O famoso colunista, em vez de se basear no disse-me-disse, que abunda na imprensa brasileira, deveria ter ligado para o presidente e dado-lhe direito de resposta. Afinal, ele soube disso na quinta, ou na sexta-feira. Porém, dizer que disseram que o presidente pensa em fechar o Congresso Nacional é notícia de impacto. Deve valer mais do que a verdade dos fatos. O Globo teve de publicar o desmentido formal do Planalto, embora escondidinho: ‘É falso… Só o contexto eleitoral, com reiteradas tentativas de causar confusão e dificuldades para a expressão informada da vontade popular, explica a divulgação de pseudo-notícias como as que apareceram hoje.’
Se o jornalista tivesse dado ao Presidente do Brasil o mesmo espaço que deu ao disse-me-disse do empresário, sendo fiel às lições de moral que ele tanto prega, poderia ter ouvido de Lula: ‘Olha, se eu fechasse o Congresso estaria facilitando o trabalho do Ministério Público e da Polícia Federal, já que cerca de um terço dos parlamentares estão atolados em crimes como os das ‘sanguessugas’, ‘vampiros’, ‘mensaleiros’ e outros. O povo até me agradeceria.’
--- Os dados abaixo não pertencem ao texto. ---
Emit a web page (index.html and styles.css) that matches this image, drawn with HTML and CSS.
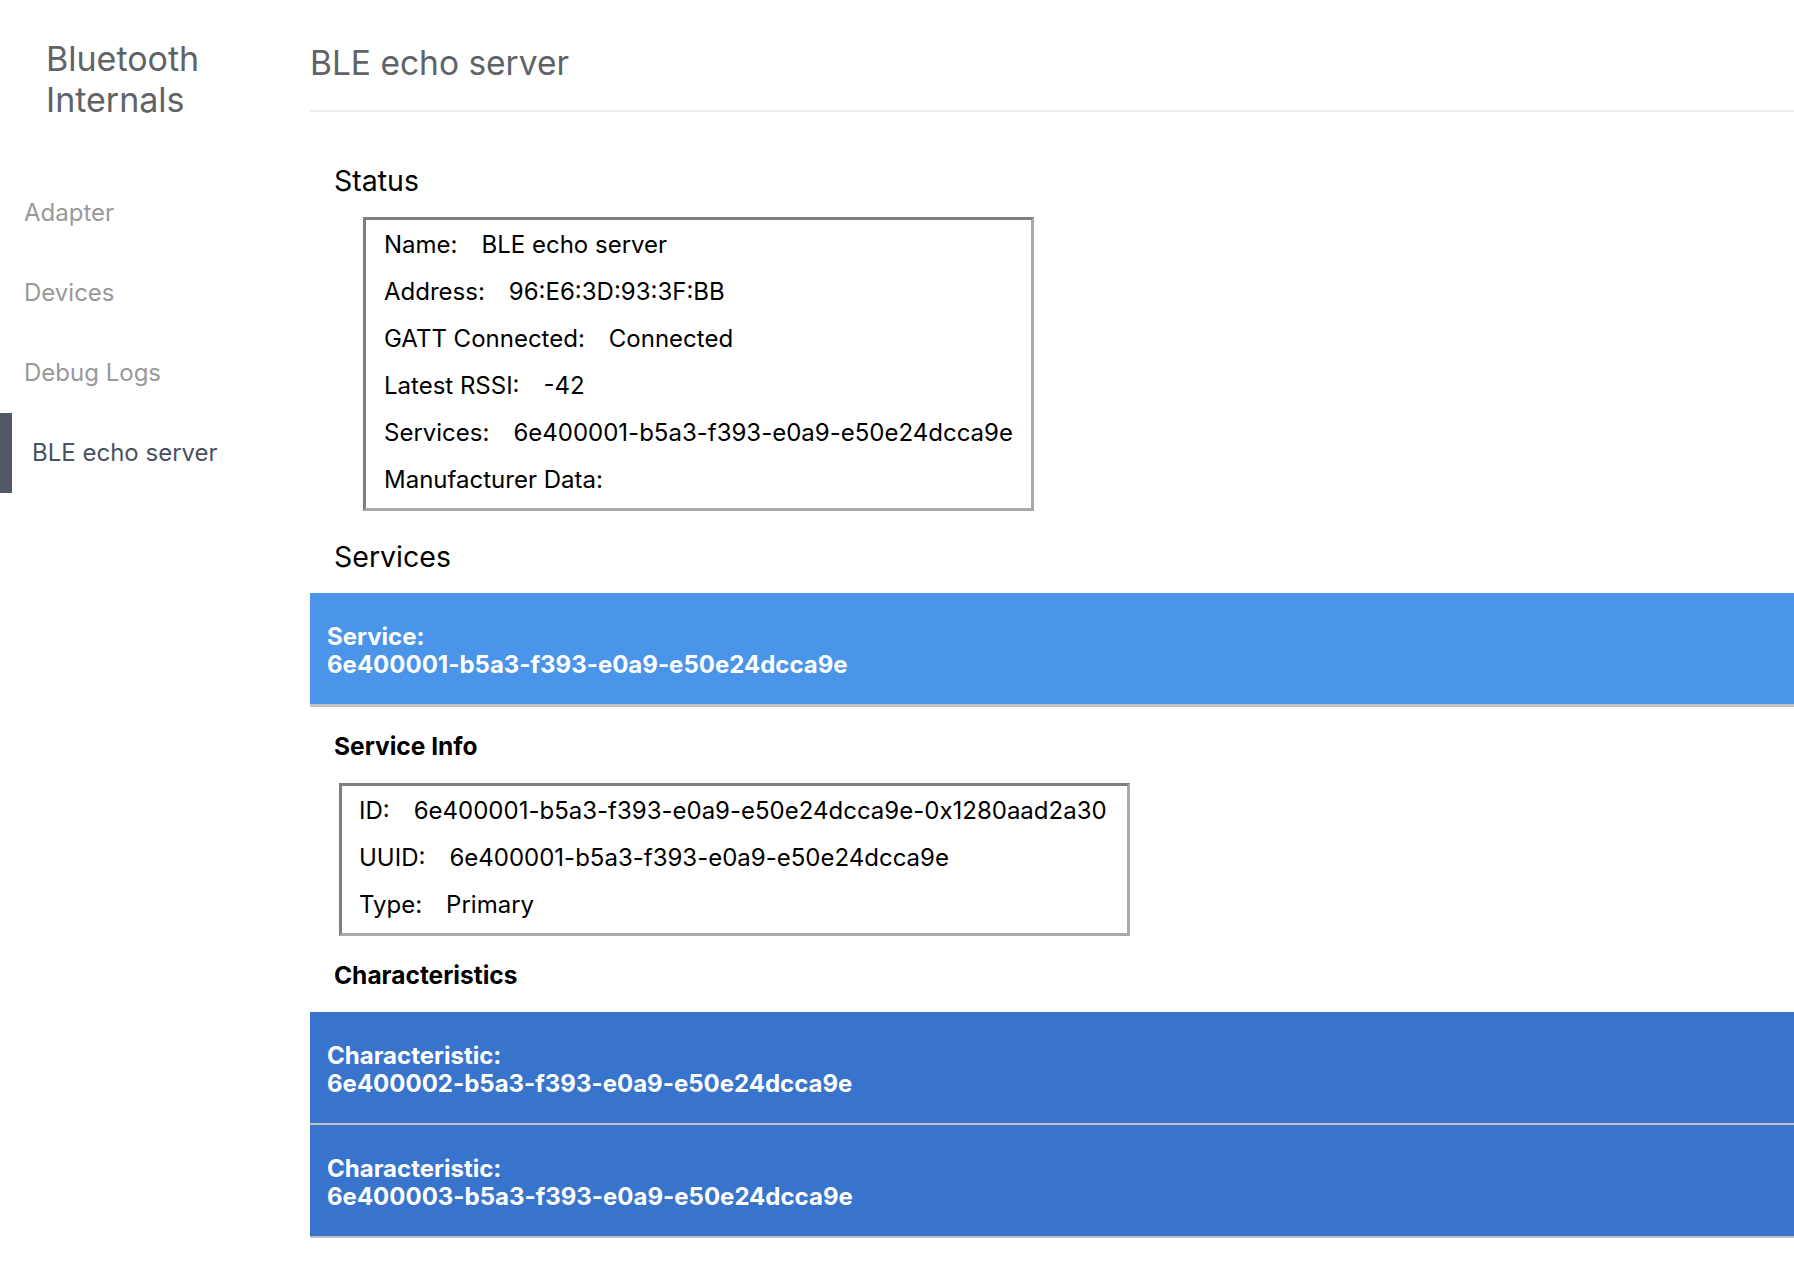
FILE: index.html
```html
<!DOCTYPE html>
<html>
<head>
<meta charset="utf-8">
<title>Bluetooth Internals</title>
<link rel="stylesheet" href="styles.css">
</head>
<body>
<div class="app">
  <aside class="sidebar">
    <h1 class="side-title">Bluetooth<br>Internals</h1>
    <nav class="nav">
      <div class="nav-item">Adapter</div>
      <div class="nav-item">Devices</div>
      <div class="nav-item">Debug Logs</div>
      <div class="nav-item active">BLE echo server</div>
    </nav>
  </aside>
  <main class="main">
    <header class="page-header">
      <h1 class="page-title">BLE echo server</h1>
    </header>
    <section class="section">
      <h2 class="h2">Status</h2>
      <div class="fieldset status-box">
        <div class="row"><span class="label">Name:</span><span class="value">BLE echo server</span></div>
        <div class="row"><span class="label">Address:</span><span class="value">96:E6:3D:93:3F:BB</span></div>
        <div class="row"><span class="label">GATT Connected:</span><span class="value">Connected</span></div>
        <div class="row"><span class="label">Latest RSSI:</span><span class="value">-42</span></div>
        <div class="row"><span class="label">Services:</span><span class="value">6e400001-b5a3-f393-e0a9-e50e24dcca9e</span></div>
        <div class="row"><span class="label">Manufacturer Data:</span><span class="value"></span></div>
      </div>
      <h2 class="h2 services-h">Services</h2>
    </section>
    <div class="bar service-bar">
      <div>Service:</div>
      <div>6e400001-b5a3-f393-e0a9-e50e24dcca9e</div>
    </div>
    <section class="section">
      <h3 class="h3">Service Info</h3>
      <div class="fieldset info-box">
        <div class="row"><span class="label">ID:</span><span class="value">6e400001-b5a3-f393-e0a9-e50e24dcca9e-0x1280aad2a30</span></div>
        <div class="row"><span class="label">UUID:</span><span class="value">6e400001-b5a3-f393-e0a9-e50e24dcca9e</span></div>
        <div class="row"><span class="label">Type:</span><span class="value">Primary</span></div>
      </div>
      <h3 class="h3 char-h">Characteristics</h3>
    </section>
    <div class="bar char-bar">
      <div>Characteristic:</div>
      <div>6e400002-b5a3-f393-e0a9-e50e24dcca9e</div>
    </div>
    <div class="bar char-bar">
      <div>Characteristic:</div>
      <div>6e400003-b5a3-f393-e0a9-e50e24dcca9e</div>
    </div>
  </main>
</div>
</body>
</html>
```

FILE: styles.css
```css
html, body {
  margin: 0;
  padding: 0;
  background: #ffffff;
}
body {
  font-family: Inter, "Noto Sans", sans-serif;
  color: #000;
}
.app {
  display: flex;
  min-height: 1282px;
}
.sidebar {
  width: 310px;
  flex: none;
}
.side-title {
  margin: 38px 0 0 46px;
  font-size: 34px;
  font-weight: 400;
  line-height: 41px;
  color: #5f6368;
}
.nav {
  margin-top: 53px;
  display: flex;
  flex-direction: column;
}
.nav-item {
  height: 80px;
  line-height: 80px;
  padding-left: 24px;
  font-size: 24px;
  color: #999999;
}
.nav-item.active {
  border-left: 12px solid #525866;
  padding-left: 20px;
  color: #4a5160;
}
.main {
  flex: 1;
  min-width: 0;
}
.page-header {
  border-bottom: 2px solid #ececec;
  height: 112px;
  box-sizing: border-box;
}
.page-title {
  margin: 0;
  padding-top: 43px;
  font-size: 33.5px;
  line-height: 40px;
  font-weight: 400;
  color: #5f6368;
}
.section {
  padding-left: 24px;
}
.h2 {
  margin: 0;
  padding-top: 51px;
  font-size: 28.5px;
  line-height: 36px;
  font-weight: 400;
}
.fieldset {
  display: inline-block;
  border: 3px solid #7f7f7f;
  border-right-color: #a9a9a9;
  border-bottom-color: #a9a9a9;
  box-sizing: border-box;
}
.status-box {
  margin: 18px 0 0 29px;
  padding: 1px 18px 5px 18px;
}
.info-box {
  margin: 22px 0 0 5px;
  padding: 1px 20px 5px 17px;
}
.row {
  height: 47px;
  line-height: 47px;
  font-size: 24px;
  white-space: nowrap;
}
.label {
  margin-right: 24px;
}
.services-h {
  padding-top: 28px;
  padding-bottom: 18px;
}
.bar {
  padding: 30px 17px 25px;
  color: #fff;
  font-weight: 700;
  font-size: 24px;
  line-height: 28px;
  border-bottom: 3px solid #c2c2c2;
}
.service-bar {
  background: #4a95ea;
}
.char-bar {
  background: #3874cb;
  border-bottom-width: 2px;
}
.h3 {
  margin: 0;
  padding-top: 24px;
  font-size: 24.5px;
  line-height: 30px;
  font-weight: 700;
}
.char-h {
  padding-top: 24px;
  padding-bottom: 22px;
}
```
Ou, então, o que ele respondeu na entrevista durante o vôo e que o portal Terra divulgou na manhã do mesmo domingo: ‘Não falei nada disso. Aliás, o Congresso se autofecha, como agora, em época eleitoral. Está há dois meses sem funcionar direito.’ Pronto, o jornalista teria seguido a cartilha, o leitor estaria bem informado e o jornal dele não teria engolido o sapo. A credibilidade do colunista juntou-se a choldra do andar de cima, que tanto gosta de bater na patuléia, pensando que esta é uma Madame Natasha da vida.
(*) Paulo França é jornalista, tem pós-graduação em História e em Marketing e mora no Rio de Janeiro.”